Film of the week: Enough Said - review

A middle-aged romance takes hold in an endearing comedy which brings one of James Gandolfini’s last roles
19 October 2013

We watch films starring dead actors all the time without a second thought. It’s just not possible to do that, though, with this lovely, funny romcom, about people looking for love again in their fifties, after divorce, as their children leave home.

This isn’t James Gandolfini’s last film (there’s a crime thriller called Animal Rescue with Noomi Rapace and Tom Hardy still to come) but it was shot not long before he died suddenly of a heart attack, aged just 51, in June — and it’s impossible not to think of that, because, charismatic though he may be, he looks in this film, even without that hindsight, not just upsettingly overweight, the complete Pavarotti indeed, but altogether much older than he should at that age. Moreover, problematic obesity and bad habits are worked deep into his part in the movie.
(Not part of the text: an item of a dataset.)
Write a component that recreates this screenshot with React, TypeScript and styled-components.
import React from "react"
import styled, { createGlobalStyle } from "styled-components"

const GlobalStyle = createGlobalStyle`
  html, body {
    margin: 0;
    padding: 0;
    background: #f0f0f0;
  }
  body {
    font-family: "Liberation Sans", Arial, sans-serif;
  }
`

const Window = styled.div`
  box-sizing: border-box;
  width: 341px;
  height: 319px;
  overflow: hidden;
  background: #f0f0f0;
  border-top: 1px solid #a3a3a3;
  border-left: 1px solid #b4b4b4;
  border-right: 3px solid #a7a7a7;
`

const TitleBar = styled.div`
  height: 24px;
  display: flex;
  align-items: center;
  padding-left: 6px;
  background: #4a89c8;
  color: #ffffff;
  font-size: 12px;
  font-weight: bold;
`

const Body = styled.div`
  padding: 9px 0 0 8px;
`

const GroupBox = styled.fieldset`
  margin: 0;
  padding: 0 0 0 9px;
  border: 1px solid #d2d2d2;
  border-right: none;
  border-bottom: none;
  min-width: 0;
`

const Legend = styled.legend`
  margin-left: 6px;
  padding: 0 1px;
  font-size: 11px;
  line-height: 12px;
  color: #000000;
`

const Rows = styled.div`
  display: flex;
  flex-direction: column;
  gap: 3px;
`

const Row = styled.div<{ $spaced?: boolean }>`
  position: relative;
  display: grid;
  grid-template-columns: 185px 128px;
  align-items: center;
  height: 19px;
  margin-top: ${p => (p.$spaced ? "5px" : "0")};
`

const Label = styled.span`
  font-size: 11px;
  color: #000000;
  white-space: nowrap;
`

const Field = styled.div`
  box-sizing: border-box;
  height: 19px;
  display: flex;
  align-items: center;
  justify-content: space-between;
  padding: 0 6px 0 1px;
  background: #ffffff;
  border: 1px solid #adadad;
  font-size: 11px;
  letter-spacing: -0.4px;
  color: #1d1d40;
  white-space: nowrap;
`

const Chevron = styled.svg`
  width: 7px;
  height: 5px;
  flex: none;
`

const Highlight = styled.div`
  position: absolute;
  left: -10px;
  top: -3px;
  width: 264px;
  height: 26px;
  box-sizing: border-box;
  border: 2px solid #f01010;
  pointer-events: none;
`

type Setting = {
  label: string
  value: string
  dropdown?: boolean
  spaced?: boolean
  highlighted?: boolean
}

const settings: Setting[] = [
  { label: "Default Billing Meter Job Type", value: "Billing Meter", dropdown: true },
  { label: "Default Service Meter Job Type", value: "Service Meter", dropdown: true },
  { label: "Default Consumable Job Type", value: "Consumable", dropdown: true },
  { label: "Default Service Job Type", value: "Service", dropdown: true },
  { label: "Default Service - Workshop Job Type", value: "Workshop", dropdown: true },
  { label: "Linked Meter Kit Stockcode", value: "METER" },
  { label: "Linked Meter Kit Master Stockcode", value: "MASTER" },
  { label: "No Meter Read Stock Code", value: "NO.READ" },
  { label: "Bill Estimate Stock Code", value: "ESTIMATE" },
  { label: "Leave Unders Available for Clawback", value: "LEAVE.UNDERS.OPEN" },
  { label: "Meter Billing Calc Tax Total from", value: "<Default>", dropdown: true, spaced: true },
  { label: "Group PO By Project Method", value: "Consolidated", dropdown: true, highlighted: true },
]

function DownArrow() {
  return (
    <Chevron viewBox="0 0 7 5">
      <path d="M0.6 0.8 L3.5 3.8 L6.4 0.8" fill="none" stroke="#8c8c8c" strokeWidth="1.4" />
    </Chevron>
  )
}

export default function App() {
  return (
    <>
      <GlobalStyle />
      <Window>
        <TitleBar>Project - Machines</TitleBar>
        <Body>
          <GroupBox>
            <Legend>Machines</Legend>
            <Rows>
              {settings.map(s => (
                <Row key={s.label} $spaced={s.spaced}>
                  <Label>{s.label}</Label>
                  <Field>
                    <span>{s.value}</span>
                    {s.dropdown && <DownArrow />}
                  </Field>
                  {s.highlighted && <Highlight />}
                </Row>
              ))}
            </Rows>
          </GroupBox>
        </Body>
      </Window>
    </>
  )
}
Eva (comedian Julia Louis-Dreyfus, Elaine Benes in Seinfeld, very funny here, her sharp comic timing not quite getting in the way of psychological realism) is a divorced single mother, living a comfortable life in Los Angeles’s Westside, working as a very proper masseuse. Her only daughter is about to go to college and she is dreading an empty nest.
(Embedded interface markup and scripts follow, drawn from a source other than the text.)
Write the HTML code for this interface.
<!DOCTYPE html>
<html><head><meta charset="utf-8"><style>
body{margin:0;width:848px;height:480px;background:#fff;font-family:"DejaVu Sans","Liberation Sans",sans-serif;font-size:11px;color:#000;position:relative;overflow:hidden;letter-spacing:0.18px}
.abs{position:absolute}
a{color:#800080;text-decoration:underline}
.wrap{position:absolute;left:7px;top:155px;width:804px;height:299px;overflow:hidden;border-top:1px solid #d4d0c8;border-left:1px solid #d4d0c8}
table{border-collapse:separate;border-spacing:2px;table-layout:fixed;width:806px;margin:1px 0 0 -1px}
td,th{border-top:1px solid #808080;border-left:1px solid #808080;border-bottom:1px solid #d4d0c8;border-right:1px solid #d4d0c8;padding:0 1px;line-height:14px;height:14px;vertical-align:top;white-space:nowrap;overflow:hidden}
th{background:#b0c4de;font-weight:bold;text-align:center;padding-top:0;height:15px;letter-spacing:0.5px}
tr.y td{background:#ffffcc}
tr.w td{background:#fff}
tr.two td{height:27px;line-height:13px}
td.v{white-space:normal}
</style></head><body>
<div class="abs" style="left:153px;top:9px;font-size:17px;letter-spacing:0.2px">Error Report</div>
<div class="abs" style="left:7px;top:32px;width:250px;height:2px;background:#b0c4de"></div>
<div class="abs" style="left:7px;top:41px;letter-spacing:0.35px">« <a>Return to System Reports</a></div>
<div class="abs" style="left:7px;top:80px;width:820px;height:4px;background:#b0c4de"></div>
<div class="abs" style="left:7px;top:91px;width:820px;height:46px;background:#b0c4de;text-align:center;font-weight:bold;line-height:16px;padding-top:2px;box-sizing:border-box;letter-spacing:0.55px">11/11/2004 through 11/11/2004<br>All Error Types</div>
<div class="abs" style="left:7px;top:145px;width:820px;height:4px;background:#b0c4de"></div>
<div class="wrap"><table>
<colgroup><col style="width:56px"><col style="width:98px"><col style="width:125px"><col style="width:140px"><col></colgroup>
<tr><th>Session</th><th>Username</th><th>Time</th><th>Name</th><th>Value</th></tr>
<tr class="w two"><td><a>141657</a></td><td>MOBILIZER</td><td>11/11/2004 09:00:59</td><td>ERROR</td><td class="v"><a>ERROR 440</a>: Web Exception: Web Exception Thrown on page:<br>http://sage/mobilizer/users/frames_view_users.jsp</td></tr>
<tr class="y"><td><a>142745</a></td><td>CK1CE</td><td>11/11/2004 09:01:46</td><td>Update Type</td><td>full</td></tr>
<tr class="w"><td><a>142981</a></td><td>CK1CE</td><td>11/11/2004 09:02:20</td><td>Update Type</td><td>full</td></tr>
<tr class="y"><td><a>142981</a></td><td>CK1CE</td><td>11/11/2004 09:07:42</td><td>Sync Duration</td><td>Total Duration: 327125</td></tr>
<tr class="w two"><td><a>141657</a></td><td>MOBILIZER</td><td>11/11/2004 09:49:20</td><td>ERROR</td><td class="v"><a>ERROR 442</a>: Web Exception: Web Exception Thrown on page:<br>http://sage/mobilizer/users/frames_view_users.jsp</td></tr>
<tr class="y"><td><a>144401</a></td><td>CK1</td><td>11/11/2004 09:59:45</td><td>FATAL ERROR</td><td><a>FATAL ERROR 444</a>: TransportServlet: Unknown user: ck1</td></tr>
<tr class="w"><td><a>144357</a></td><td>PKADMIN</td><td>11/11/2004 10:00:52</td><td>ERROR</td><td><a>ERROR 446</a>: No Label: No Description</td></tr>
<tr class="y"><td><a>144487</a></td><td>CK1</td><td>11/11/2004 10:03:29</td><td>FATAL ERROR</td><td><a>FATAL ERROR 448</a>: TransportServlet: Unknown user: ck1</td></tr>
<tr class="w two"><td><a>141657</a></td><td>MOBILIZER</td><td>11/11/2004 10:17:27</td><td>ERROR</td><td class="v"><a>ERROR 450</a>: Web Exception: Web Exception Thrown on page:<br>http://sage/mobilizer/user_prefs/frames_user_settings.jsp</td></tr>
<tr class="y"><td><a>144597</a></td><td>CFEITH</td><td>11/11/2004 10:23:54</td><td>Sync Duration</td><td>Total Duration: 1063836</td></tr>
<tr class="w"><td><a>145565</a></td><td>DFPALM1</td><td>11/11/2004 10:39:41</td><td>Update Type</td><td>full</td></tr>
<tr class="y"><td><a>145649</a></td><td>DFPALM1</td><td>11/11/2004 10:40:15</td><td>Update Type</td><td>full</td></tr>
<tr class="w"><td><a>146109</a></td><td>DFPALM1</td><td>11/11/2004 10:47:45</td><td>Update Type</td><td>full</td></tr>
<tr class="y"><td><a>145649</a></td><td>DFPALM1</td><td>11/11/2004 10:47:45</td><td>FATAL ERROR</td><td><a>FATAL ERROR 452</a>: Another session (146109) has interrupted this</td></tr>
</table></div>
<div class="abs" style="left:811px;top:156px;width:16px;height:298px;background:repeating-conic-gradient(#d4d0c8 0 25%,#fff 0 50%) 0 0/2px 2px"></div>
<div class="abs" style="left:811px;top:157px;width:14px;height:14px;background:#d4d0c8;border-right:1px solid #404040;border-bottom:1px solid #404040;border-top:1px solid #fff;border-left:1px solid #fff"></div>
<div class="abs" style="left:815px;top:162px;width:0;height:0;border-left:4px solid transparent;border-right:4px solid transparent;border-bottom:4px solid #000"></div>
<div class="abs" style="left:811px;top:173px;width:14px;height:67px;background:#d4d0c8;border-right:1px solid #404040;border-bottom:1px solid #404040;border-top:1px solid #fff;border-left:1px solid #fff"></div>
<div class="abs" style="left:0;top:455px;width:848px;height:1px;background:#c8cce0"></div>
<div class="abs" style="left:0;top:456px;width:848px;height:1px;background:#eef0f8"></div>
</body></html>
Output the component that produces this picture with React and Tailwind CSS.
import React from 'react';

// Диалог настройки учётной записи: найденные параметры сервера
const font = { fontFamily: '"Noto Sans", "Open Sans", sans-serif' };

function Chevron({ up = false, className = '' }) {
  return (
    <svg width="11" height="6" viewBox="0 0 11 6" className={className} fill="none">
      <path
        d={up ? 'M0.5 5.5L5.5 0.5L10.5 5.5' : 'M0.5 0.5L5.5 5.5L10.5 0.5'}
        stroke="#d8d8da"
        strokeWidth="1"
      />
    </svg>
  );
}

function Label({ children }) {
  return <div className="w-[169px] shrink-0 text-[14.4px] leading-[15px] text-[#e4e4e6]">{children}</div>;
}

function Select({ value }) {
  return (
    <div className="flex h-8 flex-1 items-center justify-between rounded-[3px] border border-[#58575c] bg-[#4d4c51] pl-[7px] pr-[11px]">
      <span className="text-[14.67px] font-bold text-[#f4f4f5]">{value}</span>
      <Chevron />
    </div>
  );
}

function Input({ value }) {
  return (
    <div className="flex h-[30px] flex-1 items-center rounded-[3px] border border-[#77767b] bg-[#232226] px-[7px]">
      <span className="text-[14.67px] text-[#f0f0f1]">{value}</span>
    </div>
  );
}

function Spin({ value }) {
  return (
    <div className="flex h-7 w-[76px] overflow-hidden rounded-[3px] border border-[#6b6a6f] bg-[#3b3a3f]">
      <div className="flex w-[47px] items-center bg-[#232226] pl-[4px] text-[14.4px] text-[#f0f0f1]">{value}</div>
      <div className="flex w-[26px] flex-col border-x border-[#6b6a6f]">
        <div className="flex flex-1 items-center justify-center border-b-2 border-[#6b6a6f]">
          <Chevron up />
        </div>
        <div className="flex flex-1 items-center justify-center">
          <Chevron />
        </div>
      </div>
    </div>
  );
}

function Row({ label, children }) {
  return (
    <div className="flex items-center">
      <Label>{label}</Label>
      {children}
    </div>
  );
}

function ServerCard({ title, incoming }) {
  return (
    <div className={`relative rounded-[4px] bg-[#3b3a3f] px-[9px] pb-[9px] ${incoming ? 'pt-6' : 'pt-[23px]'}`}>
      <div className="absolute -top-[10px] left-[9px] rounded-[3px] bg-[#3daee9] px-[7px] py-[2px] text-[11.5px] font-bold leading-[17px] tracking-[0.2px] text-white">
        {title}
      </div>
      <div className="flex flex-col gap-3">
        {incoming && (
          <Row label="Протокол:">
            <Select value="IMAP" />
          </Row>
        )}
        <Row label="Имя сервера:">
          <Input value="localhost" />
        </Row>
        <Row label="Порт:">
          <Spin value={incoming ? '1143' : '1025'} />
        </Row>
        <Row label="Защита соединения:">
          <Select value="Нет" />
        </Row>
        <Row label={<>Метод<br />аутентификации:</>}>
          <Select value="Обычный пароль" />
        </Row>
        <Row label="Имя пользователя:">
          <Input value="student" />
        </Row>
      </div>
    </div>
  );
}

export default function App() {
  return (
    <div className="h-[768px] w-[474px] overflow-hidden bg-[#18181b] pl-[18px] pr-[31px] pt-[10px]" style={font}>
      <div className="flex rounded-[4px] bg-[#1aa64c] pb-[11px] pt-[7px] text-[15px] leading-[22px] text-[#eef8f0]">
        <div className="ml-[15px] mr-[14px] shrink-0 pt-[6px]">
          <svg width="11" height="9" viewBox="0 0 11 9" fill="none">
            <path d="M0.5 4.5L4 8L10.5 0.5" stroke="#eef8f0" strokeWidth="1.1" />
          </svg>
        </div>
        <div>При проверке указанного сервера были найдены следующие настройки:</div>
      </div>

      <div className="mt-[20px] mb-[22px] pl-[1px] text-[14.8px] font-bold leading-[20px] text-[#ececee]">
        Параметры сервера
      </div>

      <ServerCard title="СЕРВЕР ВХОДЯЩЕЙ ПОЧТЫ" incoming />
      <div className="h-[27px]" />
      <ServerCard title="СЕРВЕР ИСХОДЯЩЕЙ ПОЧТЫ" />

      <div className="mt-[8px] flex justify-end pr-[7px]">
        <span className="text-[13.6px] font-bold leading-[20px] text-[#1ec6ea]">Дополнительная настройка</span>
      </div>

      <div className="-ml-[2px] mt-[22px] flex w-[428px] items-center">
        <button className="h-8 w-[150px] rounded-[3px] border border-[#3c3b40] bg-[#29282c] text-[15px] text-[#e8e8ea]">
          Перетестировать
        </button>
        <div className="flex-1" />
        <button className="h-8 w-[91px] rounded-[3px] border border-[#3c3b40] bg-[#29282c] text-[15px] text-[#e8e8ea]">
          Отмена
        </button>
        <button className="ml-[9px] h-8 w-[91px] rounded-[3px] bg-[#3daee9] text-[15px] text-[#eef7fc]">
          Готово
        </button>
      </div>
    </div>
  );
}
At a party, she meets fat Albert (Gandolfini), also divorced with a teenage daughter. “There’s not one man at this party I’m attracted to,” she’s just been saying. “There’s no one here I’m attracted to either,” he says. “It’s kind of an ugly crowd,” she agrees. They’re good together straightaway and, making each other laugh, they begin to date.

It’s different at this age. Dreyfus and Gandolfini were both born in 1961, while the writer and director of this film, Nicole Holofcener, who is, in a wholly sympathetic way, obviously working pretty closely out of her own life-experience here, was born in 1960. This isn’t one of those deceitful Hollywood romcoms where a vast age gap between the man and the woman isn’t even mentioned — it’s much more honest and accurate than that.

One of the things that’s different is having a track record, having failed in coupledom already. On their first date, as they begin tentatively to find out about each other, Albert mentions his ex and Eva smartly asks: “Can I have her number please?” “Can you imagine the time that would save?” they agree. “We should have a sign round our necks saying what’s wrong with us.” In a way, they already do.

For, at that same party, Eva also meets Marianne (Catherine Keener), a stylish woman with an impressive home — “Can I live here?” Eva blurts out when she walks in — who becomes first a client and then a friend. Marianne is given to bitching about her ex’s bad habits, obesity and sexual ineptitude.

Only when it is too late for her to find the courage to own up does Eva realise that it’s Albert that Marianne was married to and whom she is trashing like “a human TripAdvisor”. “Albert is not a hotel,” a therapist friend points out. “But if you can avoid staying in a bad one, you would,” Eva argues and carries on listening to the man she has fallen for being abused. Then she turns on him herself, saying at a dinner party she’s going to get him a calorie book as a present.

Gandolfini is so good in this film, in such a different way from Tony Soprano, that (quite separately from the emotional concerns of the film itself) it’s truly upsetting to think we’ll have no more of him in such roles. He’s both very funny, repeatedly fooling Eva, and then very touching too. He asks Eva, was just protecting herself, when she says simply: “What about us? What about protecting us?” Nonetheless, Holofcener doesn’t pretend that his huge belly and pouchy face don’t exist. The glancing sex scenes aren’t pretty. “You didn’t open your eyes at any point, did you?” he asks after their first time. Later, squashed, she actually bleats “Ow!”

It’s obviously reprehensible to take women’s films to be a genre in themselves but here goes anyway: Enough Said, which is a little bit more commercially pitched than Holofcener’s previous movies, is brilliantly feminine, at once very acute about women’s ways and generous about men and their comparative obtuseness and simplicity. Put it another way: this movie itself is nothing less than captivating, perfectly poised between jokes and tenderness. Go see.